I was miserable at Kalamazoo. Not the entire time, mind you. I loved (and still love) my friends there, but it wasn't enough. I was unhappy. I didn't like the size or location or setting and I missed home, missed the alternate life I could be leading, so I left to go lead it. At idle moments I regret leaving. Things would have been so much simpler for me had I stayed, and I genuinely miss that kind of simplicity. There was a straight and narrow path to be lead, one that didn't require too much thinking or decision making or emotional investment, and I chose to take the path less traveled. I chose to struggle and fail and be lost and confused. In essence, I chose to screw myself over. Sometimes I hunger to take it back. I watch my friends go through their requirements at school with set plans for their lives. To get from point A to point B they know what they need to do. I don't. I don't even have a point B. At Kalamazoo I was writing more. No, at Kalamazoo, I was a writer. That was how I would spend all of my free time. I was really thinking about my life and the world and how I fit in. I knew it wasn't there. I knew my life needed to be bigger than that. I knew I had to leave Kalamazoo. Still, part of me misses it.

I've spent nearly all of my money this summer on concerts. I don't regret it. I love a good show, especially if it involves seeing it with the people I love. It's just that I remember a time where concerts were a huge ordeal. Going to a concert meant finding the money to fund it, a way to get there and back, some form of alcohol, excuses to tell parents, places to sleep, a myriad of important details. It took so much planning that by the time we actually got into the concert, it was amazing no matter who was playing or what they were playing. A drunken night on the lawn at the tweeter center was worth everything in the world. Now, we just go online a few days before, order some tickets, hop in the car, pick up some beer and go down. Yeah, it's easier and more convenient, but every once and a while, I'd love to have the journey back. I hated the stress of figuring everything out, making it all work for everyone, trying so desperately (and sometimes failing) to get beer. Still, part of me misses it.

For so long, Springside was my everything. I'd spend 12 hours a day there minimum, and the rest of my time thinking about the events and people there. High school was my whole world at the time. I tell everyone, including myself, that I loved high school, and I believe that I did. I loved it the way you love a friend, where you're willing to forget any arguments or heartaches that happen because the good times outnumber all the bad. I often reflect on it, and admittedly sometimes want to just return, want to turn back the clock to senior year and replay it over and over again. The thing is, I wouldn't give up what I've learned in the past 2 years for anything. Yes, I was naively optimistic, and it would be so much easier had that never ended, had I just gotten to live with that skewed view of how the world worked forever, but I can't. I know better now, and there's no turning back. There's only forward. I know that there were things I hated about high school. I know there were times when I would have done nearly anything to escape. I know I was a close-minded girl living in a close-minded world. Still, part of me misses it.

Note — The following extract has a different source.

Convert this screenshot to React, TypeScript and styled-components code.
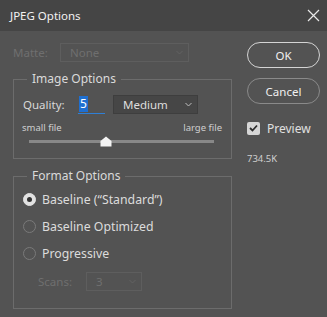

I tend to glorify the past. In my past, there have certainly been times that were not nearly as beautiful as I remember them. In my past, there have certainly been times of pain and humiliation and embarrassment. In my past, there have certainly been times that I would never want to relive, let alone remember. Still, part of me misses it. Maybe that's just me.

Monday, July 11, 2005

Rebel Without A Clue

So yet another promise broken I suppose. I don't know why I've been so awful about writing. I wish I could blame it on the blog, but I'm afraid the problem doesn't limit itself to this. My poor journal's been sitting on my shelf for far too long. It used to collect stories and thoughts and emotions, now all it seems to be collecting is dust. I can't seem to wrap my mind around anything enough to put it into words, and that scares me. A lot of things scare me.

I think the truth is, I've been kind of scared to write. Putting my thoughts and feelings down on paper only makes them that much more real, and right now, reality is not my friend. I hate reality. I hate the literal and the definite and the logical. I hate that I'm logical. I revel in the quotes and stories and movies and lyrics about dreamers, about those people who can run away from reality into a world all their own. I want to run with them. I want a wild heart that won't settle for the ordinary. I want a mind that will ignore everything but my heart.

But that's not what I have, and as time goes on I realize more and more that it's probably not something that I'll ever have. I want to believe what they all say. I want to believe that you are in control of your own life, that you are fully capable of changing your path when you're not happy. I want to believe that you are capable of changing yourself into whomever it is you wish to become. I just don't know if I do believe that.

We make choices every second that change our lives forever. I believe that. It is possible to change your life in some way when you want to change it. I believe that. You should always, ALWAYS listen to your heart. I believe that too, but the ability to truly change yourself? I'm skeptical. Yes, you can change your appearance and perhaps even your attitude, but your head and your heart are still in the same place. Aren't they? I guess even that is flawed. I don't really believe that either.

I'm not really sure what I believe, or is any of this even makes sense. I'm just thinking about who I am and my place in the world, and well, I guess what it comes down to is that none of it makes me happy, none of it brings me any satisfaction. That's partially why I quit my job today, and partially why I've been somewhat anti-social all summer. My life just needs to be put under construction for a little while until I figure out what the hell it is I want to do, and more importantly, who the hell it is I want to be.

At the moment, nothing is more appealing than just taking off and traveling around the country for the next few months. I would love to just drive and write and explore new places. I would love to be out on my own, learning all that I can about different ways of life. I would love to just be out there living, but my practical head keeps me from following my wild heart. My head keeps me here knowing I don't really have the money or education or time or (what it really is) guts to travel out into the unknown by myself. I'm not a rebel. I can't abandon school. I can't ignore the expectations people hold for me. I can't be the me I really want to be. Fuck it, I can't even figure out who that is. I only know it's not who I am now.

I'm not a rebel, but sometimes, I would give anything to know that I could be.